I still remember my Spaulding outfielder's mitt with which I roamed Center Field in High School. I remember the choices when I needed a mitt: Rawlings, MacGregor, Wilson (the 2000 model was very popular). There was never any real question as to which mitt to buy. There is something special about a Spaulding. It has been always associated with ball play. The "pinky" used for stick-ball in my vocabulary is always called a "Spauldeen". The Spaulding brand is practically synonymous with Baseball. So, I bought a Spaulding.
Historian Peter Levine investigates the founder of the Sporting Goods company and concludes that Albert Goodwin Spaulding successfully grew professional Baseball from a pastoral country game into a urbanized sport. Mr.
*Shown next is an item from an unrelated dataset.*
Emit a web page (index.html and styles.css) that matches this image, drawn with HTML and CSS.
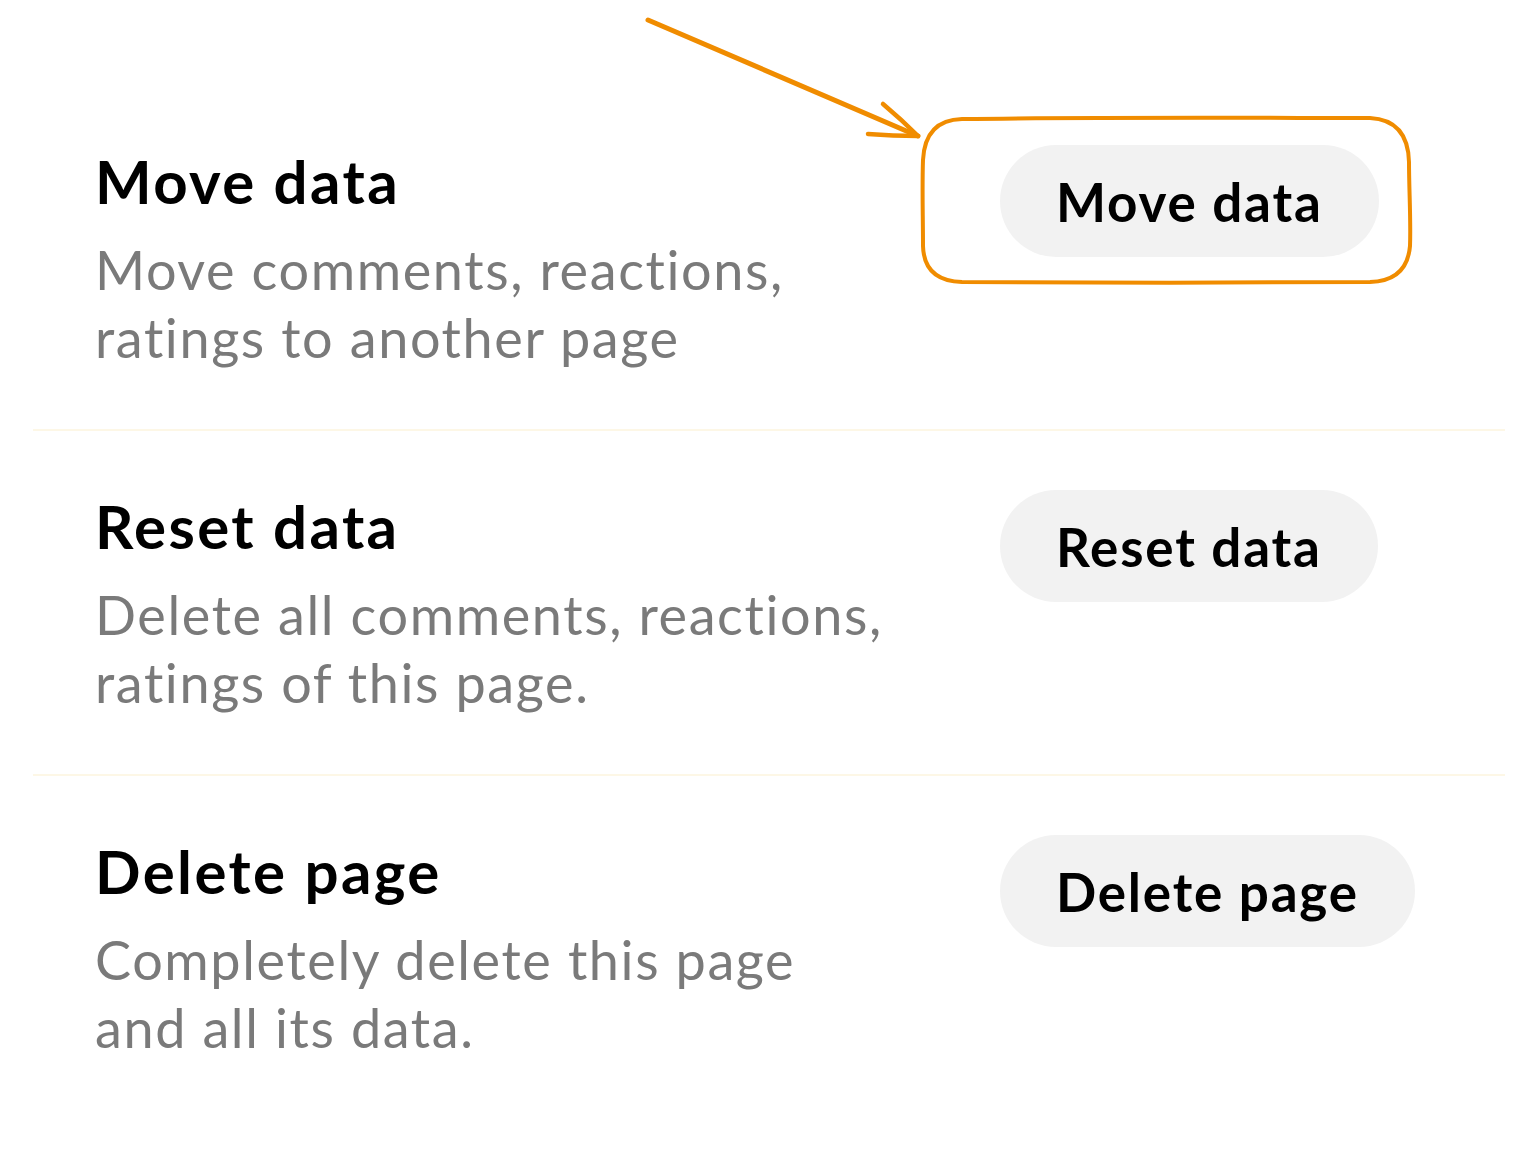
FILE: index.html
```html
<!DOCTYPE html>
<html lang="en">
<head>
<meta charset="utf-8">
<title>Page settings</title>
<link rel="stylesheet" href="styles.css">
</head>
<body>
<main class="page">
  <section class="list">
    <div class="row">
      <div class="text">
        <h2 class="title">Move data</h2>
        <p class="desc">Move comments, reactions, ratings to another page</p>
      </div>
      <button class="btn">Move data</button>
    </div>
    <div class="row">
      <div class="text">
        <h2 class="title">Reset data</h2>
        <p class="desc">Delete all comments, reactions, ratings of this page.</p>
      </div>
      <button class="btn">Reset data</button>
    </div>
    <div class="row last">
      <div class="text">
        <h2 class="title">Delete page</h2>
        <p class="desc">Completely delete this page and all its data.</p>
      </div>
      <button class="btn">Delete page</button>
    </div>
  </section>
  <svg class="annot" width="1525" height="1172" viewBox="0 0 1525 1172" aria-hidden="true">
    <path d="M648 20 L918 136" fill="none" stroke="#f08c00" stroke-width="5" stroke-linecap="round"/>
    <path d="M883 104 Q902 120 918 136 Q893 136 868 134" fill="none" stroke="#f08c00" stroke-width="4.5" stroke-linecap="round" stroke-linejoin="round"/>
    <path d="M962 119 C1100 117 1280 118 1370 118 Q1408 120 1409 162 C1409 190 1411 220 1410 246 Q1407 281 1370 282 C1250 283 1080 283 962 282 Q924 281 923 246 C923 215 922 190 923 160 Q925 120 962 119 Z" fill="none" stroke="#f08c00" stroke-width="4"/>
  </svg>
</main>
</body>
</html>
```

FILE: styles.css
```css
html, body {
  margin: 0;
  padding: 0;
  background: #ffffff;
}

body {
  font-family: "Lato", "Noto Sans", sans-serif;
  color: #000;
}

.page {
  position: relative;
  width: 1525px;
  height: 1172px;
  overflow: hidden;
}

.list {
  margin: 86px 20px 0 33px;
}

.row {
  display: grid;
  grid-template-columns: 905px auto;
  align-items: start;
  height: 343px;
  padding-left: 62px;
  border-bottom: 2px solid #fdf7e6;
}

.row.last {
  border-bottom: none;
}

.text {
  padding-top: 60px;
  max-width: 796px;
}

.title {
  margin: 0;
  font-size: 60px;
  line-height: 70px;
  font-weight: 700;
  letter-spacing: 2.4px;
  color: #000;
}

.desc {
  margin: 20px 0 0;
  font-size: 54px;
  line-height: 68px;
  font-weight: 400;
  letter-spacing: 1.6px;
  color: #7a7a7a;
}

.btn {
  justify-self: start;
  margin-top: 59px;
  height: 112px;
  padding: 0 56px;
  border: none;
  border-radius: 56px;
  background: #f2f2f2;
  font-family: inherit;
  font-size: 53px;
  font-weight: 700;
  letter-spacing: 1.8px;
  color: #000;
}

.annot {
  position: absolute;
  left: 0;
  top: 0;
  pointer-events: none;
}
```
Levine shows how the USA grew to an economic power house after the Civil War through its cities and how Baseball rose out of that rural country and was brought to the cities. Spaulding successfully brings a pastoral existence to the hustle and bustle of the cities!
Spaulding was a very success pitcher and gained his fame as a result. He was, however, more than a ballplayer, he was a visionary. He saw the potential of this great pastoral game as a vehicle of recreation and business. As a variety of teams formed and traveled throughout America for exhibitions, Spaulding conceived of a league and an organization which eventually was fixed in big cities.
Spaulding by nature was a salesman, indeed a "pitch man" and developed a catalog of sporting items first of baseball equipment and then many more outdoor equipment. He successfully exploited the transition of a pastoral game to an urban business. This slim volume is worth the read to gain an understanding of how Baseball gained popularity and became the "national pastime" but really all along was developed into a business with the capitalistic ambition that characterized America in the late 19th century. Mr. Levine includes a discussion of the creation of the famed "reserve clause" that essentially meant that teams owned their players and players could not act as their own agents. This was a collusion of owners that would not change until after Curt Flood challenged the clause in 1969.